The site, about 57 acres, would have 540 one- and two-bedroom multi-family apartments, 160 senior apartments, a 6,245-square-foot clubhouse and about 10,500 square feet of retail development. The site is currently zoned Residential Medium; Rose wants to rezone about nine acres to Commercial.
Access to the site would be on Highway 305; Bond Road northeast of Highway 305; and Vetter Road, off 305 between Bond Road and Viking Avenue.
The Planning Commission is tentatively scheduled to review the plan on June 14, 7 p.m., in the City Council chambers at City Hall, 200 NE Moe St. The meeting is open to the public. The project file – including analysis of the project’s impact on streams, wetlands and traffic – may be reviewed in the Planning Department at City Hall, second floor. 8 a.m. to 4:30 p.m. Monday through Friday.
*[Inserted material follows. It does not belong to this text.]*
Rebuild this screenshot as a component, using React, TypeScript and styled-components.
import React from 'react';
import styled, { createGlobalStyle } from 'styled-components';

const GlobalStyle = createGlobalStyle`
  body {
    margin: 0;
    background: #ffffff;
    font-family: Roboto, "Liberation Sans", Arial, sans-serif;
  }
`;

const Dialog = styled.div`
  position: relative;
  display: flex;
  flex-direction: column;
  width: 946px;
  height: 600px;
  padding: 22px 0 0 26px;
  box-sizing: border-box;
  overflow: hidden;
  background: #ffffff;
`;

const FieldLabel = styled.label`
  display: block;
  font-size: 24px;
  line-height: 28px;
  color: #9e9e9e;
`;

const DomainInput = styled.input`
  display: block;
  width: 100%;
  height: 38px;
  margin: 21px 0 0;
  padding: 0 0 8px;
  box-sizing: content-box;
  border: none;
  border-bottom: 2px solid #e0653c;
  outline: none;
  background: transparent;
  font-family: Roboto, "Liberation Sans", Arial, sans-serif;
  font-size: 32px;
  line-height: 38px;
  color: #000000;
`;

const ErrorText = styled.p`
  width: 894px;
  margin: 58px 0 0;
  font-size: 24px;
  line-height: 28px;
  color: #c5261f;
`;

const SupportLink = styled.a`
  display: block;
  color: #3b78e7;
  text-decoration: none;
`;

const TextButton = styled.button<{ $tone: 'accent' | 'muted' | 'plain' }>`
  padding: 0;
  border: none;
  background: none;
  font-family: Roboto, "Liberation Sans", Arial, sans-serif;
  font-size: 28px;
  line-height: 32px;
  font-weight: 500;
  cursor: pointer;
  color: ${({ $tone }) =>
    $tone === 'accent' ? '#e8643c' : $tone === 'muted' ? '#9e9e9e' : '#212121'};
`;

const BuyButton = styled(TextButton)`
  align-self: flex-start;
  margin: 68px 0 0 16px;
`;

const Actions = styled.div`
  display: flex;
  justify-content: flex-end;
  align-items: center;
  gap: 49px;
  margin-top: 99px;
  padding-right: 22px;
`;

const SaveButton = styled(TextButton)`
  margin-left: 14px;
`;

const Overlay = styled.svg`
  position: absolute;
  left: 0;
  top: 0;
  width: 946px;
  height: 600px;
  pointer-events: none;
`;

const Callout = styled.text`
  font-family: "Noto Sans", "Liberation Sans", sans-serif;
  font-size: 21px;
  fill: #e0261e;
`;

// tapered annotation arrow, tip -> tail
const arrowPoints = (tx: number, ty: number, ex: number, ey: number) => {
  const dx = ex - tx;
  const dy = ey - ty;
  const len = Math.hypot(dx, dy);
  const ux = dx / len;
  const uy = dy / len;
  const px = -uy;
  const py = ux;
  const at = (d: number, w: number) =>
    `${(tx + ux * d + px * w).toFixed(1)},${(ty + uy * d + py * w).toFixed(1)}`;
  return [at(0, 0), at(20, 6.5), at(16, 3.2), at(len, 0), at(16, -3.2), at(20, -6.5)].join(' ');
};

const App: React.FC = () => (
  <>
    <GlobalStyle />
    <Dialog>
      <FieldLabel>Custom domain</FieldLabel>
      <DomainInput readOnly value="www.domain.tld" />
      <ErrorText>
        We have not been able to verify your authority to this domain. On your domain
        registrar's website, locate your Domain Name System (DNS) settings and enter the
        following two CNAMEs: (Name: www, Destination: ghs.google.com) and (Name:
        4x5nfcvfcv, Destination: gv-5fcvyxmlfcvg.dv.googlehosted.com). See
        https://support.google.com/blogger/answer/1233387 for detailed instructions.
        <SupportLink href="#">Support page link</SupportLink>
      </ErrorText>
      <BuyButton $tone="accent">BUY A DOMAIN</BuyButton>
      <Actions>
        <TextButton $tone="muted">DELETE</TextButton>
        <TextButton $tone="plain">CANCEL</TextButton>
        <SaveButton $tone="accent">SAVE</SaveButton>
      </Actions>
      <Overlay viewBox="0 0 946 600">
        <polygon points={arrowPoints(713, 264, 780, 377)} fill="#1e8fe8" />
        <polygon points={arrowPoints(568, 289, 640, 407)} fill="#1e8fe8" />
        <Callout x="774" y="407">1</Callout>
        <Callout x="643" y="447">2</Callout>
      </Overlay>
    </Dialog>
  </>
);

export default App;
Call associate planner Alyce Nelson, 394-9882, to arrange a time to examine the file.
In an earlier Herald story, Paul Mott, director of site acquisitions for Edward Rose, said the project is expected to cost between $40 million and $60 million. He said at the time the company hoped to close on the property this month – the owners live in Bainbridge and Gig Harbor – and start construction by early 2012.
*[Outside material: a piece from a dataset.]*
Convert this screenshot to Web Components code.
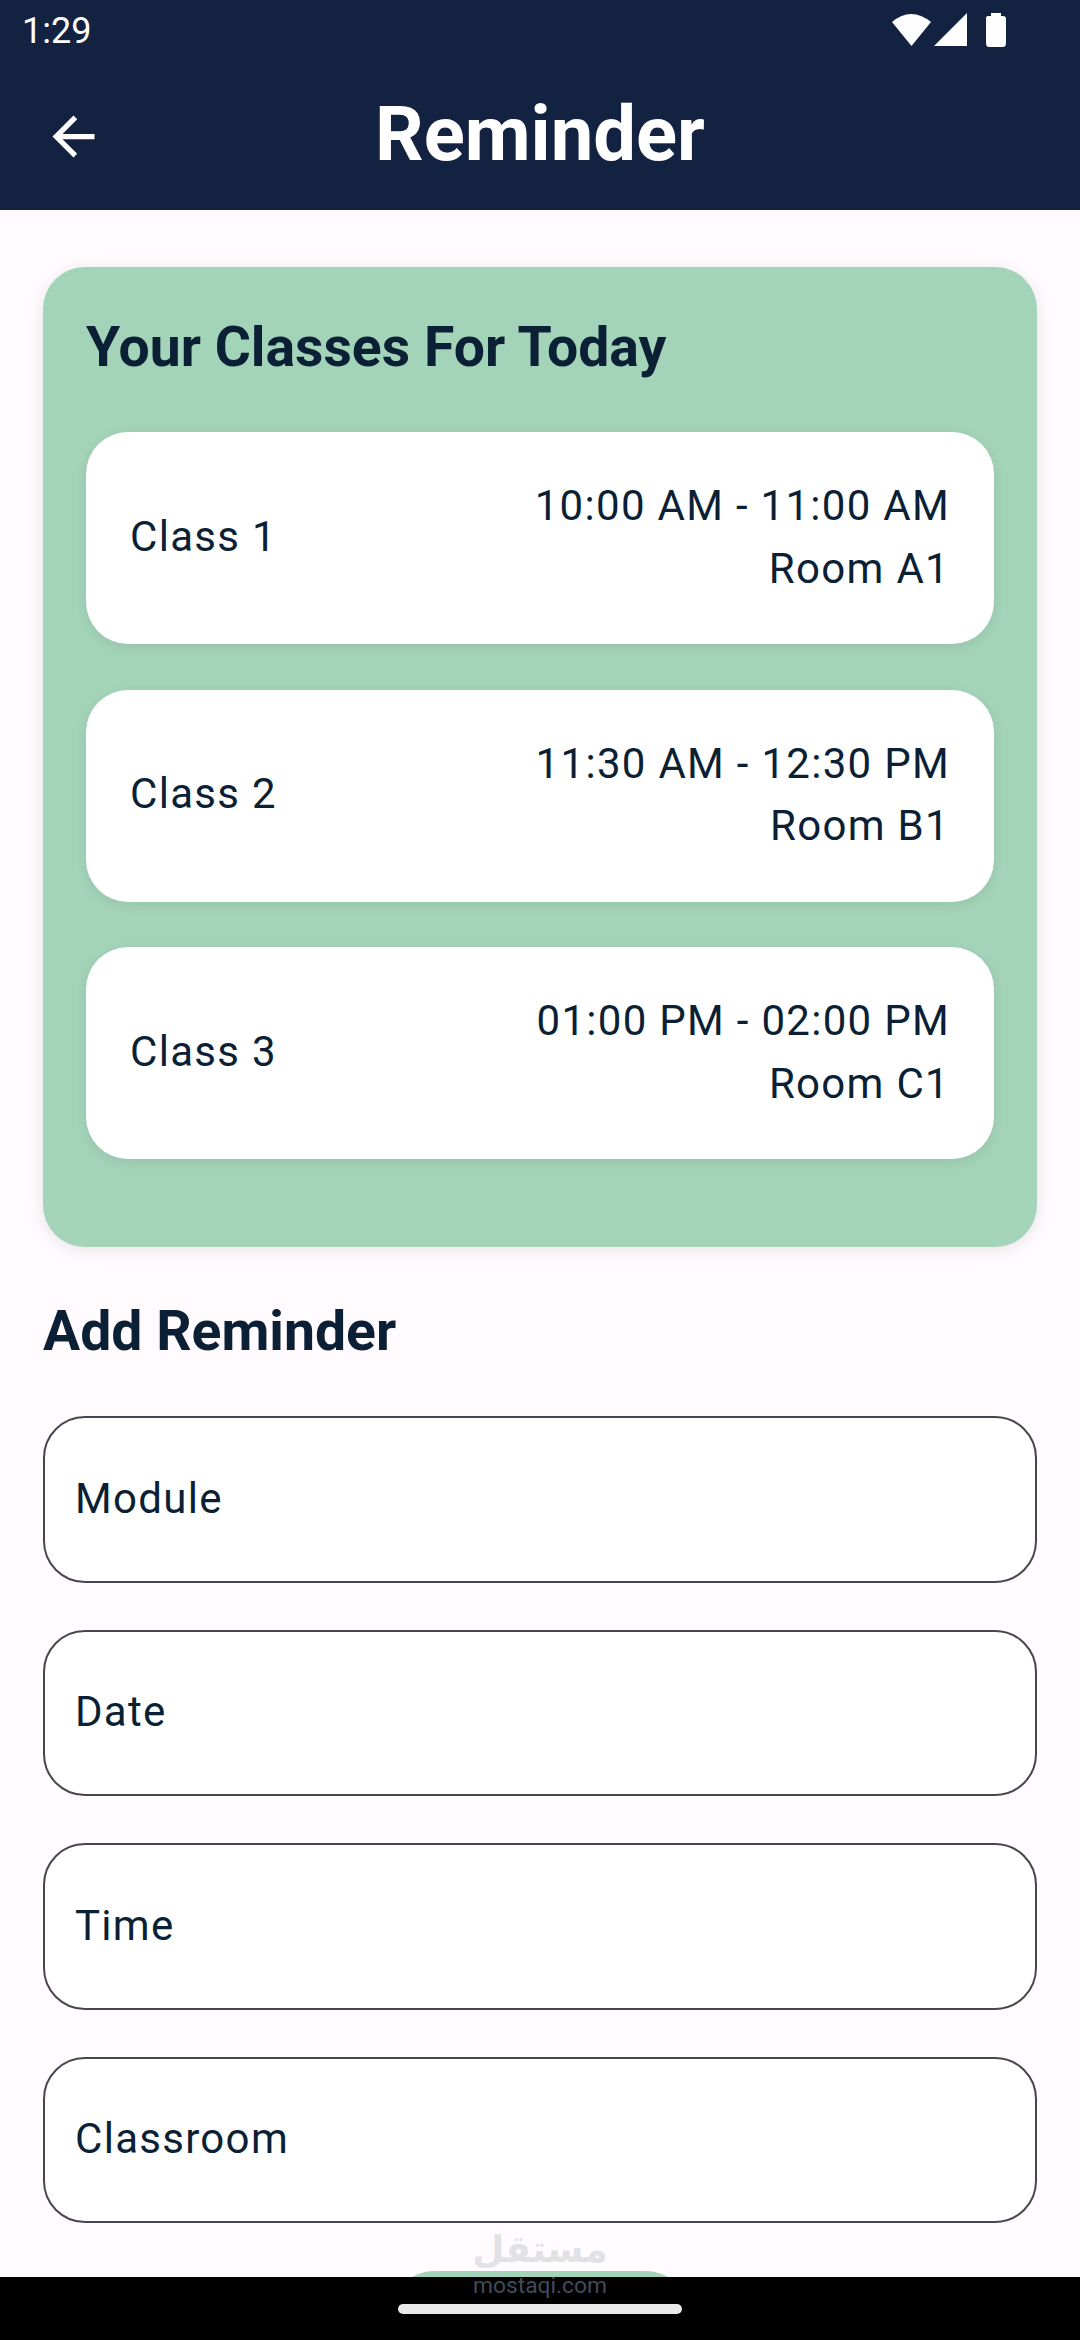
<!DOCTYPE html>
<html>
<head>
<meta charset="utf-8">
<style>
  html, body { margin: 0; padding: 0; }
  body { width: 1080px; height: 2340px; overflow: hidden; background: #fffbfe; font-family: Roboto, "Liberation Sans", sans-serif; color: #0b1f35; }
  reminder-page { height: 2340px; }
</style>
</head>
<body>
<reminder-page>
  <app-header slot="header" title="Reminder"></app-header>
  <classes-panel heading="Your Classes For Today">
    <class-row name="Class 1" time="10:00 AM - 11:00 AM" room="Room A1"></class-row>
    <class-row name="Class 2" time="11:30 AM - 12:30 PM" room="Room B1"></class-row>
    <class-row name="Class 3" time="01:00 PM - 02:00 PM" room="Room C1"></class-row>
  </classes-panel>
  <reminder-form heading="Add Reminder">
    <form-field label="Module"></form-field>
    <form-field label="Date"></form-field>
    <form-field label="Time"></form-field>
    <form-field label="Classroom"></form-field>
  </reminder-form>
</reminder-page>
<script>
// page shell: header, scrolling content, nav bar, watermark on top
class ReminderPage extends HTMLElement {
  constructor() {
    super();
    this._root = this.attachShadow({ mode: 'open' });
  }
  connectedCallback() {
    this._root.innerHTML = `
      <style>
        :host { display: flex; flex-direction: column; position: relative; width: 1080px; overflow: hidden; }
        main { flex: 1; min-height: 0; overflow: hidden; padding: 57px 43px 0; display: flex; flex-direction: column; }
        nav { flex: none; height: 63px; background: #000; display: flex; justify-content: center; align-items: flex-start; }
        .handle { width: 284px; height: 10px; border-radius: 5px; background: #e8e8e8; margin-top: 27px; }
        .mark { position: absolute; left: 0; right: 0; top: 2228px; text-align: center; pointer-events: none; }
        .ar { font-family: "DejaVu Sans", sans-serif; font-weight: 700; font-size: 37px; line-height: 44px; color: rgba(200,204,208,.55); direction: rtl; }
        .en { font-family: Roboto, sans-serif; font-weight: 400; font-size: 22.8px; line-height: 27px; color: rgba(90,100,125,.75); }
      </style>
      <slot name="header"></slot>
      <main><slot></slot></main>
      <nav><div class="handle"></div></nav>
      <div class="mark"><div class="ar">مستقل</div><div class="en">mostaqi.com</div></div>
    `;
  }
}

class AppHeader extends HTMLElement {
  constructor() {
    super();
    this._root = this.attachShadow({ mode: 'open' });
  }
  connectedCallback() {
    this._root.innerHTML = `
      <style>
        :host { display: block; background: #132240; color: #fff; height: 210px; flex: none; }
        .status { height: 63px; display: flex; align-items: center; justify-content: space-between; padding: 0 70px 0 22px; }
        .time { font-size: 36px; margin-top: -2px; }
        .icons { display: flex; align-items: center; margin-top: -3px; }
        .bar { height: 147px; display: grid; grid-template-columns: 147px 1fr 147px; align-items: center; }
        .bar svg { justify-self: center; }
        h1 { margin: 0 0 6px; text-align: center; font-size: 76px; font-weight: 700; line-height: 86px; }
      </style>
      <div class="status">
        <span class="time">1:29</span>
        <span class="icons">
          <svg width="120" height="36" viewBox="0 0 120 36">
            <path d="M2 10 Q21 -6 41 10 L21.5 34 Z" fill="#fff"/>
            <path d="M77 1 V34 H44 Z" fill="#fff"/>
            <path d="M96 6 Q96 4 98 4 H101 V1 H111 V4 H113 Q116 4 116 7 V31 Q116 35 113 35 H99 Q96 35 96 31 Z" fill="#fff"/>
          </svg>
        </span>
      </div>
      <div class="bar">
        <svg width="63" height="63" viewBox="0 0 24 24" style="margin-left:-1px"><path d="M20 11H7.83l5.59-5.59L12 4l-8 8 8 8 1.41-1.41L7.83 13H20v-2z" fill="#fff"/></svg>
        <h1>${this.getAttribute('title')}</h1>
        <span></span>
      </div>
    `;
  }
}

class ClassesPanel extends HTMLElement {
  constructor() {
    super();
    this._root = this.attachShadow({ mode: 'open' });
  }
  connectedCallback() {
    this._root.innerHTML = `
      <style>
        :host { display: block; background: #a3d3b9; border-radius: 42px; padding: 0 43px 88px; box-shadow: 0 3px 18px rgba(0,0,0,.1); flex: none; }
        h2 { margin: 0; padding: 49px 0 52px; font-size: 55.3px; line-height: 64px; font-weight: 700; color: #0b1f35; }
        .list { display: flex; flex-direction: column; gap: 45.5px; }
      </style>
      <h2>${this.getAttribute('heading')}</h2>
      <div class="list"><slot></slot></div>
    `;
  }
}

class ClassRow extends HTMLElement {
  constructor() {
    super();
    this._root = this.attachShadow({ mode: 'open' });
  }
  connectedCallback() {
    this._root.innerHTML = `
      <style>
        :host { display: flex; align-items: center; justify-content: space-between; height: 212px; box-sizing: border-box; padding: 0 44px; background: #fff; border-radius: 42px; box-shadow: 0 3px 12px rgba(0,0,0,.08); font-size: 42px; letter-spacing: 1.3px; color: #0b1f35; }
        .name { margin-top: -4px; }
        .info { text-align: right; line-height: 62.5px; margin-top: -1px; }
      </style>
      <span class="name">${this.getAttribute('name')}</span>
      <div class="info"><div>${this.getAttribute('time')}</div><div>${this.getAttribute('room')}</div></div>
    `;
  }
}

class ReminderForm extends HTMLElement {
  constructor() {
    super();
    this._root = this.attachShadow({ mode: 'open' });
  }
  connectedCallback() {
    this._root.innerHTML = `
      <style>
        :host { display: block; flex: none; }
        h2 { margin: 0; padding: 53px 0 52px; font-size: 55.3px; line-height: 64px; font-weight: 700; color: #0b1f35; }
        .fields { display: flex; flex-direction: column; gap: 47px; }
        .submit { width: 296px; height: 120px; margin: 48px auto 0; background: #a3d3b9; border-radius: 42px; }
      </style>
      <h2>${this.getAttribute('heading')}</h2>
      <div class="fields"><slot></slot></div>
      <div class="submit"></div>
    `;
  }
}

class FormField extends HTMLElement {
  constructor() {
    super();
    this._root = this.attachShadow({ mode: 'open' });
  }
  connectedCallback() {
    this._root.innerHTML = `
      <style>
        :host { display: flex; align-items: center; height: 166.5px; box-sizing: border-box; padding: 0 0 2px 30px; background: #fff; border: 2.6px solid #49454f; border-radius: 42px; font-size: 42px; letter-spacing: 1.3px; color: #0b1f35; }
      </style>
      <span>${this.getAttribute('label')}</span>
    `;
  }
}

window.customElements.define('reminder-page', ReminderPage);
window.customElements.define('app-header', AppHeader);
window.customElements.define('classes-panel', ClassesPanel);
window.customElements.define('class-row', ClassRow);
window.customElements.define('reminder-form', ReminderForm);
window.customElements.define('form-field', FormField);
</script>
</body>
</html>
“We’re in Poulsbo because it’s a great community. It’s got a diversified economic base, which is what we’re looking for,” Mott said in the earlier story.
The development would be built in phases. “We’re trying to make a real active area there where people are encouraged to get out and walk around and intermix with each other,” he said. “It becomes more of a walkable community, more in line with some of the sustainable development that people are turning to these days.”
The application was submitted Jan. 3 and deemed completed on April 7. Because the site is being developed as a master plan, the city’s first since College Marketplace, there is increased flexibility for design: 12 to 13 units per acre, instead of the standard 10, and increased heights to accommodate pitched roofs.
“There’s a lot of discretion in the process,” city Planning Director Barry Berezowsky said in the earlier story. “We want it to be as positive an impact on the community and landscape as we can make it.”
The land at SR 305 and Bond is currently forested and hilly, with wetlands that would be preserved, according to project designs. In this type of project, the developer is responsible for paying for and providing infrastructure, including roads, sewer and storm water systems, trails and open spaces, Berezowsky said.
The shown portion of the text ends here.